I've got to teach my world to eat better. Right now, it's a wild omnivore. It eats all my sentences, paragraphs. Essays get swallowed whole, but when I go to feed myself, the cupboard bangs shut with a dull echo, empty. My world, it doesn't chew carefully--those ladylike 20 chews per bite, the little bit of food left on the plate for Miss Manners: None of that. My world is an ogre, sloppy-mouthed, grease-fingered, greedy beyond measure.
Any spare letters I have, I give to my daughter, who is coming into full language, and licks her lips for the sound of the alphabet and the way its sings itself back to us in the song we've made for it.

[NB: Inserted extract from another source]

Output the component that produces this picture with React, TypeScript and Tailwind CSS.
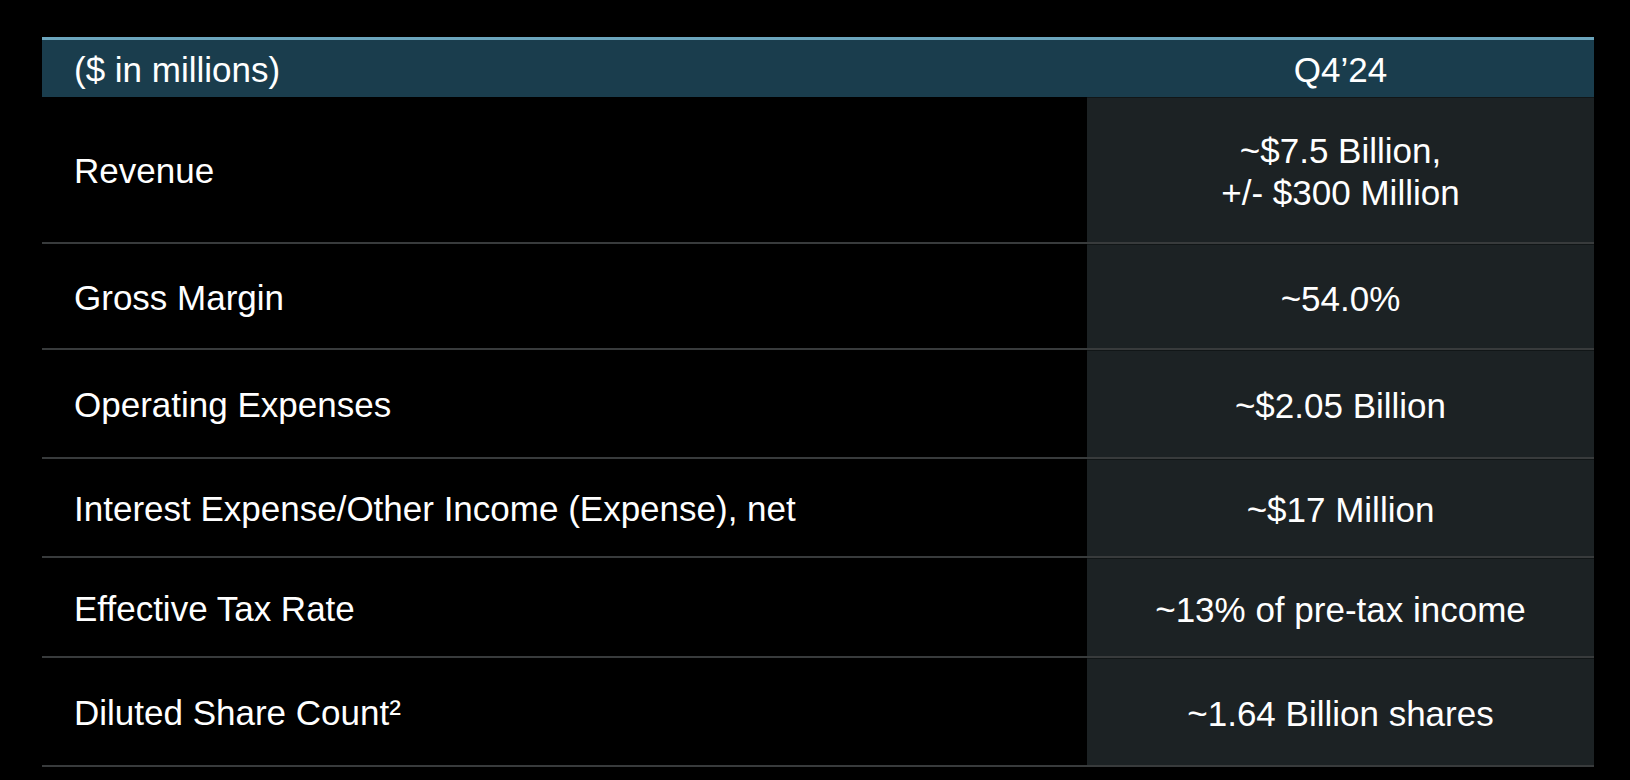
const rows: { label: string; value: string[]; h: string }[] = [
    { label: "Revenue", value: ["~$7.5 Billion,", "+/- $300 Million"], h: "h-[147px]" },
    { label: "Gross Margin", value: ["~54.0%"], h: "h-[106px]" },
    { label: "Operating Expenses", value: ["~$2.05 Billion"], h: "h-[109px]" },
    { label: "Interest Expense/Other Income (Expense), net", value: ["~$17 Million"], h: "h-[99px]" },
    { label: "Effective Tax Rate", value: ["~13% of pre-tax income"], h: "h-[100px]" },
    { label: "Diluted Share Count²", value: ["~1.64 Billion shares"], h: "h-[109px]" },
];

export default function App() {
    return (
        <div className="w-full h-[780px] bg-black pt-[37px] pl-[42px] text-white font-['Liberation_Sans',Arial,sans-serif]">
            <div className="w-[1552px]">
                <div className="grid grid-cols-[1045px_507px] h-[60px] bg-[#1a3d4d] border-t-[3px] border-[#6ba5bd]">
                    <div className="flex items-center pl-8 pt-[3px] text-[35px]">($ in millions)</div>
                    <div className="flex items-center justify-center pt-[3px] text-[35px]">Q4’24</div>
                </div>
                {rows.map((r) => (
                    <div
                        key={r.label}
                        className={`grid grid-cols-[1045px_507px] border-b-2 border-[#383b3c] ${r.h}`}
                    >
                        <div className="flex items-center pl-8 pt-1 text-[35px]">{r.label}</div>
                        <div className="flex flex-col items-center justify-center pt-1 bg-[#1c2224] border-t border-[#111617] text-[35px] leading-[42px] text-center">
                            {r.value.map((v) => (
                                <span key={v}>{v}</span>
                            ))}
                        </div>
                    </div>
                ))}
            </div>
        </div>
    );
}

Being a mother is about being hungry. Wrought out of your former shape, changed irrevocably, slung back into a familiar shape, but then it's all different because of that body that is a child aside you. This goes for mothers whose children came from inside or from outside--whether that's pregnancy or adoption or surrogacy or fostering or any other way that child comes to belong to you. The shape of you, the way you configure yourself out in the world, has to change in accomodation. This is no easy work. No wonder it leaves you wanting.
To this day, my own mother hides treats, away from others' hands, in the top of the pantry or in the back of the napkin drawer. Russell Stover's caramel clusters or creamy hard candies that open out of their small package with a crackle and then melt slowly in your mouth. Beyond sustenance, some furtive indulgence. I'm taking her lesson in part. I'm going to secret away some words here, so I don't go thin and gaunt as a ghost woman.
No, not a ghost yet--just a traveler in want. Like a hobo, I will share my small stash with a fellow in need. Just give me the sign. I'll take you in, recognizing you, say to you, sister, I know what it is to feel your own belly in want and need. Sit down at this table and share some of this tiny, secret bounty with me.